### Goal of the exercise
Pictures stay out of the copy; restate everything else in the material exactly.

### Raw data
====================
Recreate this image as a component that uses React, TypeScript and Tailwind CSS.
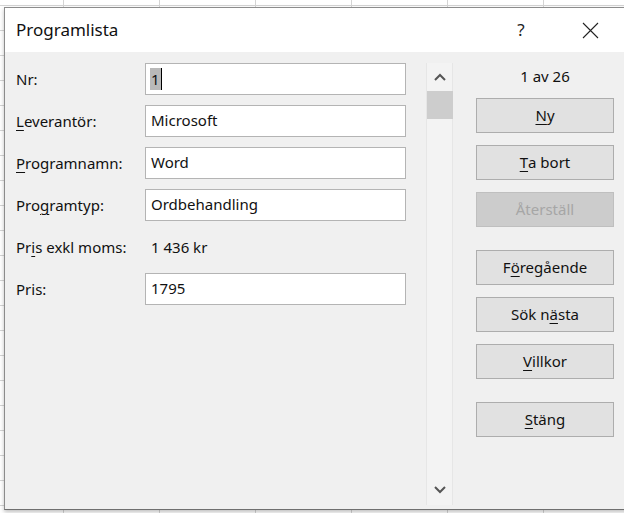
import React from "react";

const font = { fontFamily: '"Noto Sans", "Segoe UI", sans-serif' };

function U({ children }: { children: React.ReactNode }) {
  return <span className="underline underline-offset-[3px] decoration-1">{children}</span>;
}

function Btn({ children, disabled }: { children: React.ReactNode; disabled?: boolean }) {
  return (
    <div
      className={
        "h-[35px] w-[138px] flex items-center justify-center border text-[15px] " +
        (disabled
          ? "bg-[#cccccc] border-[#bfbfbf] text-[#a6a6a6]"
          : "bg-[#e1e1e1] border-[#adadad] text-[#111]")
      }
    >
      {children}
    </div>
  );
}

function Field({ children }: { children?: React.ReactNode }) {
  return (
    <div className="h-[32px] w-[261px] bg-white border border-[#b4b4b4] flex items-center pl-[5px] pb-[2px] text-[15px] text-[#111]">
      {children}
    </div>
  );
}

function Label({ children }: { children: React.ReactNode }) {
  return <div className="h-[32px] flex items-center text-[15px] text-[#111]">{children}</div>;
}

export default function App() {
  return (
    <div
      className="relative w-[624px] h-[513px] overflow-hidden bg-white bg-[linear-gradient(to_right,#d4d4d4_1px,transparent_1px),linear-gradient(to_bottom,#d4d4d4_1px,transparent_1px)] bg-[size:96px_25px] bg-[position:63px_5px]"
      style={font}
    >
      <div className="absolute left-[4px] top-[7px] w-[660px] h-[503px] border border-[#8c8c8c] border-b-[#6f6f6f] bg-[#f0f0f0] flex flex-col shadow-[0_2px_4px_rgba(0,0,0,0.25)]">
        {/* Title bar */}
        <div className="h-[44px] bg-white flex items-center shrink-0">
          <div className="pl-[11px] text-[17px] text-[#111] w-[502px]">Programlista</div>
          <div className="w-[28px] text-center text-[17px] text-[#222]">?</div>
          <div className="ml-[46px] w-[18px] h-[18px] flex items-center justify-center">
            <svg width="17" height="17" viewBox="0 0 17 17">
              <path d="M1 1 L16 16 M16 1 L1 16" stroke="#222" strokeWidth="1.1" fill="none" />
            </svg>
          </div>
        </div>

        {/* Body */}
        <div className="flex flex-1">
          {/* Form */}
          <div className="pl-[11px] pt-[11px] grid grid-cols-[129px_261px] gap-y-[10px] content-start">
            <Label>Nr:</Label>
            <div className="h-[32px] w-[261px] bg-white border border-[#b4b4b4] flex items-center pl-[4px] text-[15px] text-[#111]">
              <span className="bg-[#b9b9b9] px-[1px] leading-[22px]">1</span>
              <span className="w-[1px] h-[22px] bg-black" />
            </div>

            <Label>
              <U>L</U>everantör:
            </Label>
            <Field>Microsoft</Field>

            <Label>
              <U>P</U>rogramnamn:
            </Label>
            <Field>Word</Field>

            <Label>
              Pro<U>g</U>ramtyp:
            </Label>
            <Field>Ordbehandling</Field>

            <Label>
              Pr<U>i</U>s exkl moms:
            </Label>
            <div className="h-[32px] flex items-center pl-[6px] text-[15px] text-[#111]">1 436 kr</div>

            <Label>Pris:</Label>
            <Field>1795</Field>
          </div>

          {/* Scrollbar */}
          <div className="ml-[20px] mt-[11px] mb-[4px] w-[27px] border-x border-[#e6e6e6] bg-[#f3f3f3] flex flex-col items-center">
            <div className="h-[28px] flex items-center justify-center">
              <svg width="12" height="8" viewBox="0 0 12 8">
                <path d="M1 7 L6 2 L11 7" stroke="#555" strokeWidth="2" fill="none" />
              </svg>
            </div>
            <div className="w-[26px] h-[28px] bg-[#cdcdcd]" />
            <div className="flex-1" />
            <div className="h-[30px] flex items-center justify-center">
              <svg width="12" height="8" viewBox="0 0 12 8">
                <path d="M1 1 L6 6 L11 1" stroke="#555" strokeWidth="2" fill="none" />
              </svg>
            </div>
          </div>

          {/* Right panel */}
          <div className="ml-[23px] pt-[13px] flex flex-col w-[138px]">
            <div className="h-[22px] flex items-center justify-center text-[15px] text-[#111]">1 av 26</div>
            <div className="mt-[11px] flex flex-col gap-[12px]">
              <Btn>
                <U>N</U>y
              </Btn>
              <Btn>
                <U>T</U>a bort
              </Btn>
              <Btn disabled>Återställ</Btn>
            </div>
            <div className="mt-[23px] flex flex-col gap-[12px]">
              <Btn>
                F<U>ö</U>regående
              </Btn>
              <Btn>
                Sök n<U>ä</U>sta
              </Btn>
              <Btn>
                <U>V</U>illkor
              </Btn>
            </div>
            <div className="mt-[23px]">
              <Btn>
                <U>S</U>täng
              </Btn>
            </div>
          </div>
        </div>
      </div>
    </div>
  );
}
====================
### Full solution
Recreate this image as a component that uses React, TypeScript and Tailwind CSS.
import React from "react";

const font = { fontFamily: '"Noto Sans", "Segoe UI", sans-serif' };

function U({ children }: { children: React.ReactNode }) {
  return <span className="underline underline-offset-[3px] decoration-1">{children}</span>;
}

function Btn({ children, disabled }: { children: React.ReactNode; disabled?: boolean }) {
  return (
    <div
      className={
        "h-[35px] w-[138px] flex items-center justify-center border text-[15px] " +
        (disabled
          ? "bg-[#cccccc] border-[#bfbfbf] text-[#a6a6a6]"
          : "bg-[#e1e1e1] border-[#adadad] text-[#111]")
      }
    >
      {children}
    </div>
  );
}

function Field({ children }: { children?: React.ReactNode }) {
  return (
    <div className="h-[32px] w-[261px] bg-white border border-[#b4b4b4] flex items-center pl-[5px] pb-[2px] text-[15px] text-[#111]">
      {children}
    </div>
  );
}

function Label({ children }: { children: React.ReactNode }) {
  return <div className="h-[32px] flex items-center text-[15px] text-[#111]">{children}</div>;
}

export default function App() {
  return (
    <div
      className="relative w-[624px] h-[513px] overflow-hidden bg-white bg-[linear-gradient(to_right,#d4d4d4_1px,transparent_1px),linear-gradient(to_bottom,#d4d4d4_1px,transparent_1px)] bg-[size:96px_25px] bg-[position:63px_5px]"
      style={font}
    >
      <div className="absolute left-[4px] top-[7px] w-[660px] h-[503px] border border-[#8c8c8c] border-b-[#6f6f6f] bg-[#f0f0f0] flex flex-col shadow-[0_2px_4px_rgba(0,0,0,0.25)]">
        {/* Title bar */}
        <div className="h-[44px] bg-white flex items-center shrink-0">
          <div className="pl-[11px] text-[17px] text-[#111] w-[502px]">Programlista</div>
          <div className="w-[28px] text-center text-[17px] text-[#222]">?</div>
          <div className="ml-[46px] w-[18px] h-[18px] flex items-center justify-center">
            <svg width="17" height="17" viewBox="0 0 17 17">
              <path d="M1 1 L16 16 M16 1 L1 16" stroke="#222" strokeWidth="1.1" fill="none" />
            </svg>
          </div>
        </div>

        {/* Body */}
        <div className="flex flex-1">
          {/* Form */}
          <div className="pl-[11px] pt-[11px] grid grid-cols-[129px_261px] gap-y-[10px] content-start">
            <Label>Nr:</Label>
            <div className="h-[32px] w-[261px] bg-white border border-[#b4b4b4] flex items-center pl-[4px] text-[15px] text-[#111]">
              <span className="bg-[#b9b9b9] px-[1px] leading-[22px]">1</span>
              <span className="w-[1px] h-[22px] bg-black" />
            </div>

            <Label>
              <U>L</U>everantör:
            </Label>
            <Field>Microsoft</Field>

            <Label>
              <U>P</U>rogramnamn:
            </Label>
            <Field>Word</Field>

            <Label>
              Pro<U>g</U>ramtyp:
            </Label>
            <Field>Ordbehandling</Field>

            <Label>
              Pr<U>i</U>s exkl moms:
            </Label>
            <div className="h-[32px] flex items-center pl-[6px] text-[15px] text-[#111]">1 436 kr</div>

            <Label>Pris:</Label>
            <Field>1795</Field>
          </div>

          {/* Scrollbar */}
          <div className="ml-[20px] mt-[11px] mb-[4px] w-[27px] border-x border-[#e6e6e6] bg-[#f3f3f3] flex flex-col items-center">
            <div className="h-[28px] flex items-center justify-center">
              <svg width="12" height="8" viewBox="0 0 12 8">
                <path d="M1 7 L6 2 L11 7" stroke="#555" strokeWidth="2" fill="none" />
              </svg>
            </div>
            <div className="w-[26px] h-[28px] bg-[#cdcdcd]" />
            <div className="flex-1" />
            <div className="h-[30px] flex items-center justify-center">
              <svg width="12" height="8" viewBox="0 0 12 8">
                <path d="M1 1 L6 6 L11 1" stroke="#555" strokeWidth="2" fill="none" />
              </svg>
            </div>
          </div>

          {/* Right panel */}
          <div className="ml-[23px] pt-[13px] flex flex-col w-[138px]">
            <div className="h-[22px] flex items-center justify-center text-[15px] text-[#111]">1 av 26</div>
            <div className="mt-[11px] flex flex-col gap-[12px]">
              <Btn>
                <U>N</U>y
              </Btn>
              <Btn>
                <U>T</U>a bort
              </Btn>
              <Btn disabled>Återställ</Btn>
            </div>
            <div className="mt-[23px] flex flex-col gap-[12px]">
              <Btn>
                F<U>ö</U>regående
              </Btn>
              <Btn>
                Sök n<U>ä</U>sta
              </Btn>
              <Btn>
                <U>V</U>illkor
              </Btn>
            </div>
            <div className="mt-[23px]">
              <Btn>
                <U>S</U>täng
              </Btn>
            </div>
          </div>
        </div>
      </div>
    </div>
  );
}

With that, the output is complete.